Produktivität hält nicht Schritt
Als weiterer Grund für die hohen Preise wird die ständig steigende Weltbevölkerung genannt. Doch die ist auch früher gestiegen. Von 1960 bis 2002 hat sich die Weltbevölkerung verdoppelt – trotzdem sind in dieser Zeit die Lebensmittelpreise ständig gesunken. Warum jetzt die Trendumkehr? Weil wir die Produktivität der Landwirtschaft nicht genug steigern. Denn zwar habe sich die Weltbevölkerung damals verdoppelt, aber auch die Produktivität sei deutlich angestiegen.
Höherer Fleischkonsum
Bleibt die Frage, ob nicht auch die berühmten Spekulanten und das viele billige Geld Schuld am Preisanstieg haben? Durchaus, so Kostas Stamoulis – aber es ist nicht der Hauptgrund.
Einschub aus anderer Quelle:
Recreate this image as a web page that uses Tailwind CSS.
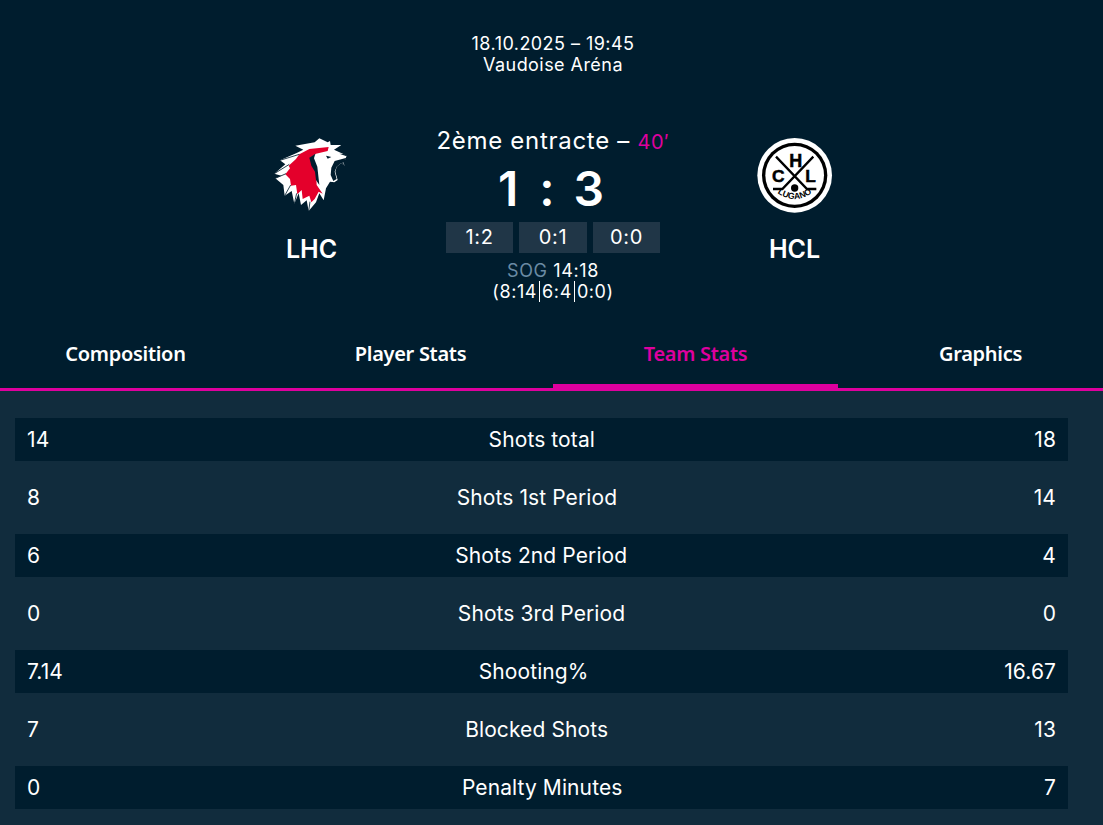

Dieser sei nämlich der deutlich gestiegene Fleischkonsum in Ländern, wo sich Menschen bisher hauptsächlich vegetarisch ernährt hätten. Und um ein Kilogramm Fleisch zu produzieren, muss man zig Kilo an Getreide verfüttern.
Bauern profitieren
Außerdem sei die Sache mit der Bio-Energie, die aus Pflanzen gewonnen wird, ebenfalls der Hauptpreistreiber. Aber man solle nicht vergessen – viele Bauern profitieren auch von den Preisanstiegen: "Wenn man sich die Zahlen ansieht, dann haben auf jeden Fall die Bauern in den OECD-Ländern von den hohen Preisen profitiert. Und es gibt Rekordernten, auch in vielen Entwicklungsländern. Seit 2008 hatten wir einige Rekordernten. Bauern auf der ganzen Welt haben, motiviert durch die hohen Nahrungsmittelpreise, viel mehr erzeugt."
Frage der Ausbildung
Die Welt habe noch enormes landwirtschaftliches Potenzial. So könnten die Länder rund um Sambia im südlichen Afrika das Vielfache des Eigenbedarfs produzieren. Doch dazu braucht es politische Stabilität – und vor allem – Ausbildung der Bauern: "In manchen Ländern Afrikas ist das, was geerntet wird, nur ein Fünftel von dem, was möglich wäre und was auf Versuchsstationen genau dort im gleichen Umfeld produziert wird. Und zwar mit existierenden Technologien. Die Bauern brauchen bessere Anreize und besseres Wissen, um diese Technologien anwenden zu können. Es gibt dort draußen ein riesiges Potenzial."
Trotzdem werden die Preise für Lebensmittel weiter steigen. Sie werden in den kommenden zehn Jahren im Schnitt rund 18 Prozent höher sein als in den Jahren davor, so Kostas Stamoulis. Aber wenn das Geld die Bauern auch erreicht, dann sei das eigentlich eine gute Sache.